An awful choice has thus confronted me from boyhood. I have been forced to select among statements regarding the faith offered by those in religious authority. Statements consistent with the Catholic tradition provide reason to remain in the Church, and those contrary to it provide reason to leave. The only other option is to reject truth as a category, but then despair would automatically follow. Given the exigency of the situation, and under the influence of grace, I decided to accept the Catholic tradition and to reject anything contrary.
The seminary did provide one major upgrade to my Catholic survival mechanism. I learned an important sacramental principle, ex opere operato. This means the validity of a sacrament does not depend on the holiness of its minister. I could hope to receive the graces of a sacrament despite the poor faith of any cleric I might encounter. My sins were truly the only substantive barrier to grace.
Ex opere operato became for me during the 1990s the “three little words that will keep you Catholic.” I had by now left the seminary, and the parish Masses I attended were growing increasingly effeminate. The people who forced these changes on the Mass might not know the sufferings they have caused. If so, I could relate some of mine.
I was by now in my late-twenties to early-thirties, and the cloying sentimentality was nearly unbearable. Casual dress, talking, turning to greet your neighbors, altar girls, emotional engagement by clerics, intrusive lay ministers, communion in the hand. I prayed all week for the grace just to go, forcing myself to walk past the “Greeters” — as if the Church were not a place I already belonged. I would sometimes look around in distress, hoping for a sign of support from other men my age. But there were almost no other men my age. There were boys, old men, and a few dutiful family men in various degrees of resignation. When Mass was over and I was driving away, I would begin praying for the grace to make it back next week.
The first decade of the 2000s brought outrage when the continued abuse of children by clerical and religious predators came to light. Ex opere operato. Pope Benedict XVI forthrightly addressed this issue, and he then did something I could not have expected. He formally approved the traditional Mass, saying it was a good thing and had never been abrogated.
This teaching was entirely contrary to what some clerics and religious had told me in the 1970s. We were subjected in parochial school to prepared materials detailing the supposed evils (the word does not exaggerate the gravity of the allegations) they had found in the traditional Mass. Unfortunately, I was not sophisticated enough to understand that people who reject the Catholic tradition could not be trusted regarding the traditional Mass.

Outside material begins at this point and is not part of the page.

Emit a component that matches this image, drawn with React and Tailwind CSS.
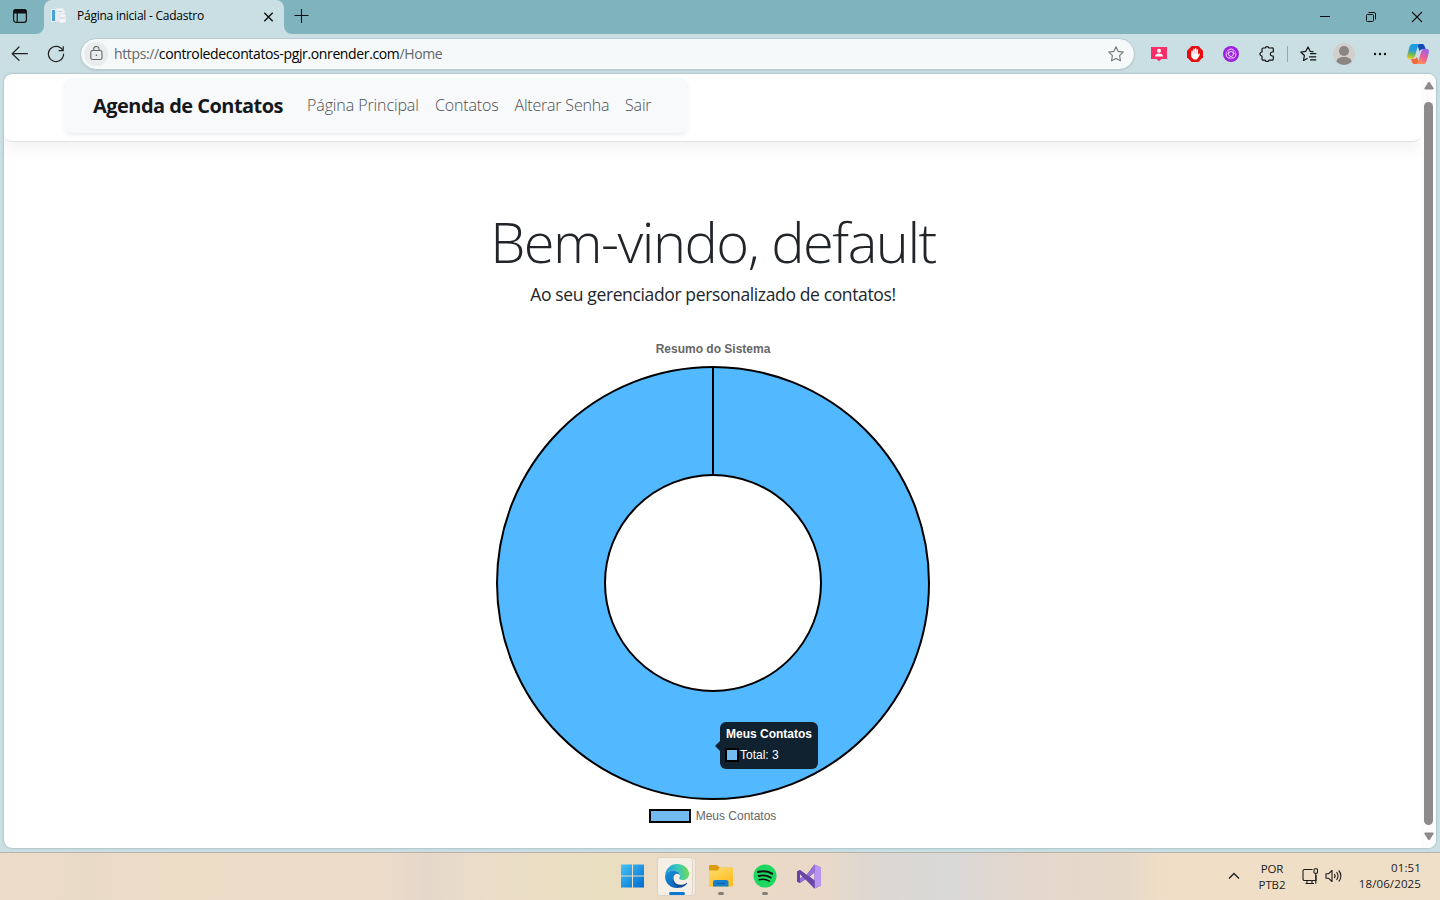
const ui = "font-['Open_Sans','Noto_Sans',sans-serif]";

function TabStrip() {
  return (
    <div className="flex h-[34px] bg-[#7fb4be] pl-[12px]">
      <svg className="mt-[8px] h-4 w-4 shrink-0" viewBox="0 0 16 16" fill="none" stroke="#111" strokeWidth="1.2">
        <rect x="1.6" y="1.6" width="12.8" height="12.8" rx="2.6" />
        <path d="M1.6 5V4a2.4 2.4 0 0 1 2.4-2.4h8A2.4 2.4 0 0 1 14.4 4v1z" fill="#111" />
        <path d="M5.2 5v9.4" />
      </svg>
      <div className="flex w-[272px] shrink-0 pl-[8px]">
        <svg className="h-[34px] w-2 shrink-0" viewBox="0 0 8 34"><path d="M8 26v8H0a8 8 0 0 0 8-8z" fill="#c9dfe3" /></svg>
        <div className="flex h-[34px] w-[240px] shrink-0 items-center rounded-t-[8px] bg-[#c9dfe3] pr-[8px] pl-[7px]">
          <svg className="mb-[2px] h-4 w-4 shrink-0" viewBox="0 0 16 16">
            <path d="M0 1h5v13H0z" fill="#e8f0f6" /><path d="M1 2h3v11H1z" fill="#4aa0d8" />
            <path d="M5 0h7l2 3v11H5z" fill="#eef3f6" stroke="#d6dde3" strokeWidth=".6" />
            <path d="M8 6h7v9H8z" fill="#f5f5f8" stroke="#cfd6dd" strokeWidth=".6" />
            <path d="M9 10h5M6.500 3.500h5" stroke="#b9c2cc" strokeWidth=".8" />
          </svg>
          <span className="mb-[2px] ml-[10px] w-[184px] shrink-0 whitespace-nowrap text-[12px] tracking-[-0.24px] text-black">Página inicial - Cadastro</span>
          <svg className="mb-[1px] h-4 w-4 shrink-0" viewBox="0 0 16 16"><path d="M3.300 3.800l8.400 8.400M11.700 3.800l-8.400 8.400" stroke="#111" strokeWidth="1.400" /></svg>
        </div>
        <svg className="h-[34px] w-2 shrink-0" viewBox="0 0 8 34"><path d="M0 26v8h8a8 8 0 0 1-8-8z" fill="#c9dfe3" /></svg>
      </div>
      <svg className="mt-[8px] ml-[-6px] h-4 w-4 shrink-0" viewBox="0 0 16 16"><path d="M7.500 1v14M.5 7.500h14" stroke="#111" strokeWidth="1.100" /></svg>
      <div className="flex-1" />
      <div className="flex w-[138px] shrink-0 items-center">
        <svg className="h-[34px] w-[46px]" viewBox="0 0 46 34"><path d="M18 16.500h10" stroke="#111" /></svg>
        <svg className="h-[34px] w-[46px]" viewBox="0 0 46 34" fill="none" stroke="#111"><rect x="18.500" y="14.500" width="7" height="7" rx="1" /><path d="M20.500 12.500h5.500a1.500 1.500 0 0 1 1.500 1.500v5.500" /></svg>
        <svg className="h-[34px] w-[46px]" viewBox="0 0 46 34"><path d="M18 12l10 10M28 12l-10 10" stroke="#111" strokeWidth="1.100" /></svg>
      </div>
    </div>
  );
}

function Star({ className }) {
  return (
    <svg className={className} viewBox="0 0 16 16" fill="none" stroke="#777" strokeWidth="1.100" strokeLinejoin="round">
      <path d="M8 .8l2.200 4.600 5 .7-3.600 3.500.9 5.200L8 12.400l-4.500 2.400.9-5.200L.8 6.100l5-.7z" />
    </svg>
  );
}

function Toolbar() {
  return (
    <div className="flex h-[40px] items-center bg-[#c9dfe3] pl-[11px]">
      <svg className="h-4 w-[17px] shrink-0" viewBox="0 0 17 16" fill="none" stroke="#222" strokeWidth="1.200" strokeLinecap="round"><path d="M16.400 7.700H1.200M8 1L1.200 7.700 8 14.300" /></svg>
      <svg className="ml-[19px] h-[18px] w-[18px] shrink-0" viewBox="0 0 18 18" fill="none" stroke="#222" strokeWidth="1.200" strokeLinecap="round"><path d="M15.800 5.500A7.600 7.600 0 1 0 16.600 9M16.200 1.500v4.200H12" /></svg>
      <div className="ml-[15px] flex h-[32px] w-[1055px] shrink-0 items-center rounded-full border border-[#b9cbd0] bg-[#f5f9fa] pr-[10px] pl-[3px] shadow-[0_1px_1px_rgba(80,110,120,0.15)]">
        <div className="flex h-6 w-6 items-center justify-center rounded-full bg-[#e8ecec]">
          <svg className="mb-[2px] h-[15px] w-[13px]" viewBox="0 0 13 15" fill="none" stroke="#666" strokeWidth="1.100"><rect x=".8" y="4.500" width="11.200" height="9" rx="1.800" /><path d="M3.700 4.500V3.200a2.700 2.700 0 0 1 5.400 0v1.300" /><circle cx="6.400" cy="9.200" r=".8" fill="#555" stroke="none" /></svg>
        </div>
        <span className="mb-[1px] ml-[6px] flex-1 whitespace-nowrap text-[14px] tracking-[-0.37px] text-[#666]">https://<span className="text-black">controledecontatos-pgjr.onrender.com</span>/Home</span>
        <Star className="h-4 w-4" />
      </div>
      <div className="ml-[16px] flex h-8 w-[289px] shrink-0 items-center">
        <svg className="h-4 w-4 shrink-0" viewBox="0 0 16 16"><path d="M0 1h16v12h-5.500L8 15.300 5.500 13H0z" fill="#fb2d66" /><circle cx="8" cy="4.700" r="2" fill="#fff" /><path d="M4 10.500c0-2 1.600-3 4-3s4 1 4 3z" fill="#fff" /></svg>
        <svg className="ml-[20px] h-4 w-4 shrink-0" viewBox="0 0 16 16"><path d="M4.700 0h6.600L16 4.700v6.600L11.300 16H4.700L0 11.300V4.700z" fill="#e60c10" /><path d="M5.100 5.200v4.600M6.900 3.400v5M8.600 2.700v5.500M10.300 3.800v5" stroke="#fff" strokeWidth="1.500" strokeLinecap="round" /><path d="M4.400 7.500h6.700v1.200l1.200-1.500.8.700-2.200 4.300-1.400 1.400H6.800L4.400 11.200z" fill="#fff" /></svg>
        <svg className="ml-[20px] h-4 w-4 shrink-0" viewBox="0 0 16 16"><circle cx="8" cy="8" r="8" fill="#9b20dc" /><g fill="none" stroke="#e9c8fb" strokeWidth=".7"><rect x="5.600" y="2.900" width="4.800" height="7.500" rx="2.400" /><rect x="5.600" y="2.900" width="4.800" height="7.500" rx="2.400" transform="rotate(120 8 8)" /><rect x="5.600" y="2.900" width="4.800" height="7.500" rx="2.400" transform="rotate(240 8 8)" /><circle cx="8" cy="8" r="4.900" /></g></svg>
        <svg className="ml-[20px] h-4 w-4 shrink-0" viewBox="0 0 16 16" fill="none" stroke="#111" strokeWidth="1.200" strokeLinejoin="round"><path d="M3 3.200A1.200 1.200 0 0 1 4.200 2h2a2 2 0 0 1 3.800 0h2.600A1.200 1.200 0 0 1 14.300 3.200V6h-1a2 2 0 0 0 0 4h1v3a1.200 1.200 0 0 1-1.200 1.200H10a2 2 0 0 1-3.800 0h-2A1.200 1.200 0 0 1 3 13v-3a2 2 0 0 1 0-4z" /></svg>
        <div className="ml-[12px] h-4 w-px bg-[#92a9ae]" />
        <svg className="ml-[12px] h-4 w-[17px] shrink-0" viewBox="0 0 17 16" fill="none" stroke="#111" strokeWidth="1.200" strokeLinejoin="round" strokeLinecap="round"><path d="M13 5.700L10.200 5.300 8 1 5.800 5.300.8 6l3.600 3.500-.9 5L7.200 12.500M10.500 7.700h5.300M9.500 10.800h6.300M10.500 13.900h5.300" /></svg>
        <svg className="ml-[16px] h-[22px] w-[22px] shrink-0" viewBox="0 0 22 22"><circle cx="11" cy="11" r="11" fill="#d2cfcc" /><circle cx="11" cy="8" r="5" fill="#8b8681" /><path d="M3.500 19c0-3.500 3-5 7.500-5s7.500 1.500 7.500 5a11 11 0 0 1-15 0z" fill="#8b8681" /></svg>
        <svg className="ml-[17px] h-4 w-4 shrink-0" viewBox="0 0 16 16" fill="#111"><circle cx="3" cy="8" r="1.200" /><circle cx="8" cy="8" r="1.200" /><circle cx="13" cy="8" r="1.200" /></svg>
        <Copilot />
      </div>
    </div>
  );
}

function Copilot() {
  return (
    <svg className="ml-[18px] h-[22px] w-[24px] shrink-0" viewBox="0 0 24 22">
      <defs>
        <linearGradient id="cpA" x1=".5" y1="0" x2=".3" y2="1"><stop offset="0" stopColor="#159bea" /><stop offset=".45" stopColor="#2f9ed0" /><stop offset=".7" stopColor="#76b955" /><stop offset="1" stopColor="#f5ca1c" /></linearGradient>
        <linearGradient id="cpB" x1=".7" y1="0" x2=".3" y2="1"><stop offset="0" stopColor="#9a65ee" /><stop offset=".5" stopColor="#e75d9d" /><stop offset="1" stopColor="#ff9350" /></linearGradient>
      </defs>
      <path d="M11 1h5c2 0 2.300 1.300 2.900 3l.8 2.300h-3.200c-1.600 0-2.300.8-2.800 2.300z" fill="#1848b8" />
      <path d="M6.500 1H14c-1.500.5-2 1.500-2.500 3.200L9.300 12c-.8 2.600-1.800 4-4.300 4H3.300C.8 16 .7 13.800 1.400 11.300L3.300 4.600C4 2.200 4.800 1 6.500 1z" fill="url(#cpA)" />
      <path d="M17.500 21H10c1.500-.5 2-1.500 2.500-3.200L14.700 10c.8-2.600 1.800-4 4.300-4h1.700c2.500 0 2.600 2.200 1.900 4.700l-1.900 6.700C20 19.800 19.200 21 17.500 21z" fill="url(#cpB)" />
      <path d="M5 16h3c1.500 0 2.200-.7 2.700-2l2 4c-.5 2-1.200 3-3.200 3H8.300c-1.400 0-2-1-2.500-2.500z" fill="#f36a36" />
    </svg>
  );
}

function Chart() {
  return (
    <div className="relative mt-[26px] flex w-[434px] flex-col items-center font-['Liberation_Sans',Arial,sans-serif]">
      <div className="h-[31px] text-[12px] leading-[28px] font-bold text-[#666]">Resumo do Sistema</div>
      <svg className="h-[434px] w-[434px]" viewBox="0 0 434 434">
        <path fillRule="evenodd" d="M217 1a216 216 0 1 1 0 432a216 216 0 1 1 0-432zM217 109a108 108 0 1 0 0 216a108 108 0 1 0 0-216z" fill="#52b8ff" stroke="#000" strokeWidth="2" />
        <path d="M217 1v108" stroke="#000" strokeWidth="2" />
      </svg>
      <div className="mt-[9px] flex h-[14px] items-center gap-[5px] pr-px">
        <div className="h-[14px] w-[42px] border-2 border-black bg-[#73bcf0]" />
        <span className="text-[12px] leading-[14px] text-[#666]">Meus Contatos</span>
      </div>
      <div className="absolute top-[387px] left-[219px] flex items-center">
        <svg className="h-[10px] w-[5px]" viewBox="0 0 5 10"><path d="M5 0v10L0 5z" fill="#10222f" /></svg>
        <div className="h-[47px] w-[98px] rounded-[6px] bg-[#10222f] px-[6px] pt-[5px] text-[12px] text-white">
          <div className="leading-[14px] font-bold whitespace-nowrap">Meus Contatos</div>
          <div className="mt-[7px] ml-[-1px] flex items-center gap-px">
            <div className="h-[14px] w-[14px] border-2 border-black bg-[#73bcf0]" />
            <span className="leading-[14px]">Total: 3</span>
          </div>
        </div>
      </div>
    </div>
  );
}

function Page() {
  return (
    <div className="mx-[4px] flex h-[774px] overflow-hidden rounded-[8px] bg-white shadow-[0_0_2px_rgba(50,90,100,0.5)]">
      <div className="flex w-[1417px] flex-col">
        <header className="h-[68px] rounded-[8px] border-b border-[#dee2e6] pt-[4px] pl-[61px] shadow-[0_8px_16px_rgba(0,0,0,0.05)]">
          <nav className="flex h-[55px] w-[622px] items-center rounded-[6px] bg-[#f8f9fa] pl-[28px] shadow-[0_2px_4px_rgba(0,0,0,0.075)]">
            <span className="w-[214px] text-[20px] font-bold tracking-[-0.54px] whitespace-nowrap text-[#16191c]">Agenda de Contatos</span>
            <div className="mb-px flex text-[16px] font-light tracking-[-0.15px] whitespace-nowrap text-[#4c5054]">
              <span className="w-[128px] tracking-[-0.1px]">Página Principal</span>
              <span className="w-[79.500px]">Contatos</span>
              <span className="w-[110.500px] tracking-[-0.2px]">Alterar Senha</span>
              <span>Sair</span>
            </div>
          </nav>
        </header>
        <main className="flex flex-col items-center pt-[66px] pl-px">
          <h1 className="h-[67px] text-[56px] leading-[67px] font-light tracking-[-1.500px] whitespace-nowrap text-[#212529]">Bem-vindo, default</h1>
          <p className="mt-[6px] h-[28px] text-[17.500px] leading-[27px] tracking-[-0.37px] whitespace-nowrap text-[#212529]">Ao seu gerenciador personalizado de contatos!</p>
          <Chart />
        </main>
      </div>
      <div className="flex w-[15px] flex-col items-center bg-[#fcfcfc] pt-[8px]">
        <svg className="h-[8px] w-[10px] shrink-0" viewBox="0 0 10 8"><path d="M4 .6a1.200 1.200 0 0 1 2 0L9.800 6.500 9 7.500H1L.2 6.500z" fill="#8b8b8b" /></svg>
        <div className="mt-[12px] h-[723px] w-[9px] rounded-full bg-[#8b8b8b]" />
        <svg className="mt-[7px] h-[8px] w-[10px] shrink-0" viewBox="0 0 10 8"><path d="M4 7.400a1.200 1.200 0 0 0 2 0L9.800 1.500 9 .5H1L.2 1.500z" fill="#8b8b8b" /></svg>
      </div>
    </div>
  );
}

function Taskbar() {
  return (
    <div className="flex h-[48px] border-t border-[#b9b3aa] bg-[linear-gradient(90deg,#eddcc7_0%,#e9dac8_6%,#eddcc6_12%,#eddcc8_26%,#e5d8cb_29.500%,#ebddc7_34%,#eadfc1_42%,#eadac6_47%,#ead9c8_57%,#dcd8d3_61%,#d9d9d8_66%,#e4d8cd_71%,#e6d9ca_78%,#f0dfc6_81%,#f0dfc8_100%)]">
      <div className="flex w-[835px] justify-end pt-[4px]">
        <div className="flex h-[43px]">
          <svg className="mt-[7px] mr-[13px] h-6 w-[25px]" viewBox="0 0 25 24">
            <defs><linearGradient id="win" x1="0" y1="0" x2="1" y2="1"><stop stopColor="#45c4f5" /><stop offset="1" stopColor="#0069d1" /></linearGradient></defs>
            <path d="M1 .5h11v11H1zM13 .5h11v11H13zM1 12.500h11v11H1zM13 12.500h11v11H13z" fill="url(#win)" />
          </svg>
          <div className="mr-[12px] ml-[-1px] flex h-[39px] w-[39px] rounded-[4px] border border-[#ded3c4] bg-[#f2ebe1]">
            <div className="flex h-[37px] w-[35px] flex-col items-center rounded-[4px] border-r border-[#ddd2c4] bg-[#f5efe6] pt-[6px] pl-[3px]">
              <svg className="h-6 w-6 shrink-0" viewBox="0 0 24 24">
                <defs>
                  <linearGradient id="eA" x1="0" y1=".5" x2="1" y2=".4"><stop stopColor="#199fdb" /><stop offset=".55" stopColor="#37c7bd" /><stop offset="1" stopColor="#73dc4f" /></linearGradient>
                  <linearGradient id="eB" x1="0" y1="0" x2=".7" y2="1"><stop stopColor="#1795dc" /><stop offset="1" stopColor="#0c61b9" /></linearGradient>
                </defs>
                <path d="M.2 11C.8 4.800 5.700 0 12 0c7 0 12 4.800 12 10 0 3.700-2.600 6-6 6-2.400 0-3.900-.9-3.900-1.700 0-.6.800-1 .8-2.600C14.900 8.500 11.500 6.500 8.300 6.500 4 6.500 1.400 8.600.2 11z" fill="url(#eA)" />
                <path d="M.1 12C.3 8.800 4 6.400 8 6.400c4 0 6.800 2.400 6.900 5.200-.4-1.200-1.600-1.900-2.900-1.900-2.100 0-4.100 2.400-4.100 5.600 0 4 2.900 7 6.300 8.400C7 25.200-.4 20 .1 12z" fill="url(#eB)" />
                <path d="M9.400 11c-2.600 4.500.5 9.800 6.100 9.800 2.900 0 4.900-1.100 6-1.900.5-.3.900.1.600.6-1.700 2.500-4.600 4.200-7.900 4.200C9.600 22.200 7 18.700 7.900 14.500c.3-1.500.8-2.700 1.500-3.500z" fill="#124c96" />
              </svg>
              <div className="mt-[4px] h-[3px] w-4 shrink-0 rounded-full bg-[#0878d4]" />
            </div>
          </div>
          <div className="flex w-[26px] flex-col items-center">
            <svg className="mt-[7px] h-6 w-[26px] shrink-0" viewBox="0 0 26 24">
              <defs><linearGradient id="fold" x1="0" y1="0" x2=".6" y2="1"><stop stopColor="#ffdd72" /><stop offset="1" stopColor="#fdbd20" /></linearGradient></defs>
              <path d="M1 2.500C1 1.500 1.600 1 2.500 1h6.300l3 2.800H23.500c1 0 1.500.5 1.500 1.500V8H1z" fill="#dc9b0a" />
              <path d="M1 6.500h8.500l2.500-3h11.500C24.500 3.500 25 4 25 5v16c0 1-.5 1.500-1.500 1.500h-21C1.500 22.500 1 22 1 21z" fill="url(#fold)" />
              <path d="M5 18.500c0-1.600.8-2.400 2.400-2.400h10.700c1.600 0 2.400.8 2.400 2.400v4H5z" fill="#1580cf" /><path d="M8.500 19.500h8.500" stroke="#0c5b9c" />
            </svg>
            <div className="mt-[4px] h-[3px] w-[6px] rounded-full bg-[#858078]" />
          </div>
          <div className="ml-[19px] flex w-6 flex-col items-center">
            <svg className="mt-[7px] h-6 w-6 shrink-0" viewBox="0 0 24 24"><circle cx="12" cy="12" r="11.500" fill="#1ed760" /><path d="M5.200 7.900c4.800-1.200 9.800-.6 13.900 1.700" stroke="#111" strokeWidth="2.200" strokeLinecap="round" fill="none" /><path d="M5.800 12c4.200-1.100 8.300-.6 11.900 1.500" stroke="#111" strokeWidth="1.900" strokeLinecap="round" fill="none" /><path d="M6.300 15.800c3.700-.9 7-.5 10.100 1.300" stroke="#111" strokeWidth="1.500" strokeLinecap="round" fill="none" /></svg>
            <div className="mt-[4px] h-[3px] w-[6px] rounded-full bg-[#858078]" />
          </div>
          <svg className="mt-[7px] mr-[13px] ml-[19px] h-[25px] w-[26px]" viewBox="0 0 26 25">
            <path d="M1 7.500L4 6l6.500 5L18.500.5 25 3.500v18L18.500 24.500 10.500 14.500 4 19 1 17.500z M18.500 8.500L13.500 12.500l5 4z M4 10v5l2.500-2.500z" fillRule="evenodd" fill="#6d49ae" />
            <path d="M18.500.5L25 3.500v18l-6.500 3z" fill="#b994f2" />
            <path d="M18.500.5v8L4 19l-3-1.500v-2.200L10.500 11z" fill="#9871d6" />
            <path d="M1 7.500L4 6l14.500 10.500v8L4 10v9l-3-1.500z" fill="#6846a8" />
          </svg>
        </div>
      </div>
      <div className="flex-1" />
      <div className="flex w-[213px] shrink-0 text-[11.500px] leading-[16px] text-[#1c1c1c]">
        <svg className="mt-[18px] h-[10px] w-[14px]" viewBox="0 0 14 10"><path d="M2 7.500l5-5 5 5" fill="none" stroke="#1c1c1c" strokeWidth="1.300" /></svg>
        <div className="mt-[8px] ml-[16px] w-[30px] text-center tracking-[-0.1px]">POR<br />PTB2</div>
        <svg className="mt-[15px] ml-[14px] h-[17px] w-[17px]" viewBox="0 0 17 17" fill="none" stroke="#1c1c1c" strokeWidth="1.100"><path d="M11.500 1.500h-8a1.500 1.500 0 0 0-1.500 1.500v8a1.500 1.500 0 0 0 1.500 1.500h11.500V7M6 12.500v3M11 12.500v3M4.500 15.500h8.500" /><rect x="13" y=".7" width="3.500" height="4.500" rx="1" /><path d="M14.800 5.200v10.500" /></svg>
        <svg className="mt-[15px] ml-[7px] h-4 w-[18px]" viewBox="0 0 18 16" fill="none" stroke="#1c1c1c" strokeWidth="1.100" strokeLinejoin="round"><path d="M1 5.800h2.500L7 2.500v11L3.500 10.200H1zM9.300 6a3 3 0 0 1 0 4M11.500 4.200a5.500 5.500 0 0 1 0 7.600M13.700 2.500a8 8 0 0 1 0 11" /></svg>
        <div className="mt-[7px] flex-1 pr-[19px] text-right tracking-[0.12px]">01:51<br />18/06/2025</div>
      </div>
    </div>
  );
}

export default function App() {
  return (
    <div className={`${ui} h-[900px] w-[1440px] overflow-hidden bg-[#c9dfe3]`}>
      <TabStrip />
      <Toolbar />
      <Page />
      <div className="h-[4px]" />
      <Taskbar />
    </div>
  );
}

Supported by Pope Benedict’s teachings, and educated with materials found on the internet and in several books, I started attending the traditional Mass in 2011. The traditional Mass is not a guarantee of all things holy. Many heretics have had the benefit of it. But the traditional Mass came from the Apostolic Age, like the Bible, the Creed, and the Sacraments. It is part of the tradition, and I am not surprised that they are rejected together.
So this is my Catholic survival mechanism. A selective attention to statements by clerics and religious based on conformity to the Catholic tradition. An understanding that the evil inside the Church cannot keep me from Christ, only the evil inside me can do that. And the simplicity and purity of the traditional Mass, which allow me to participate actively in the Sacrifice offered by the priest at the altar of God.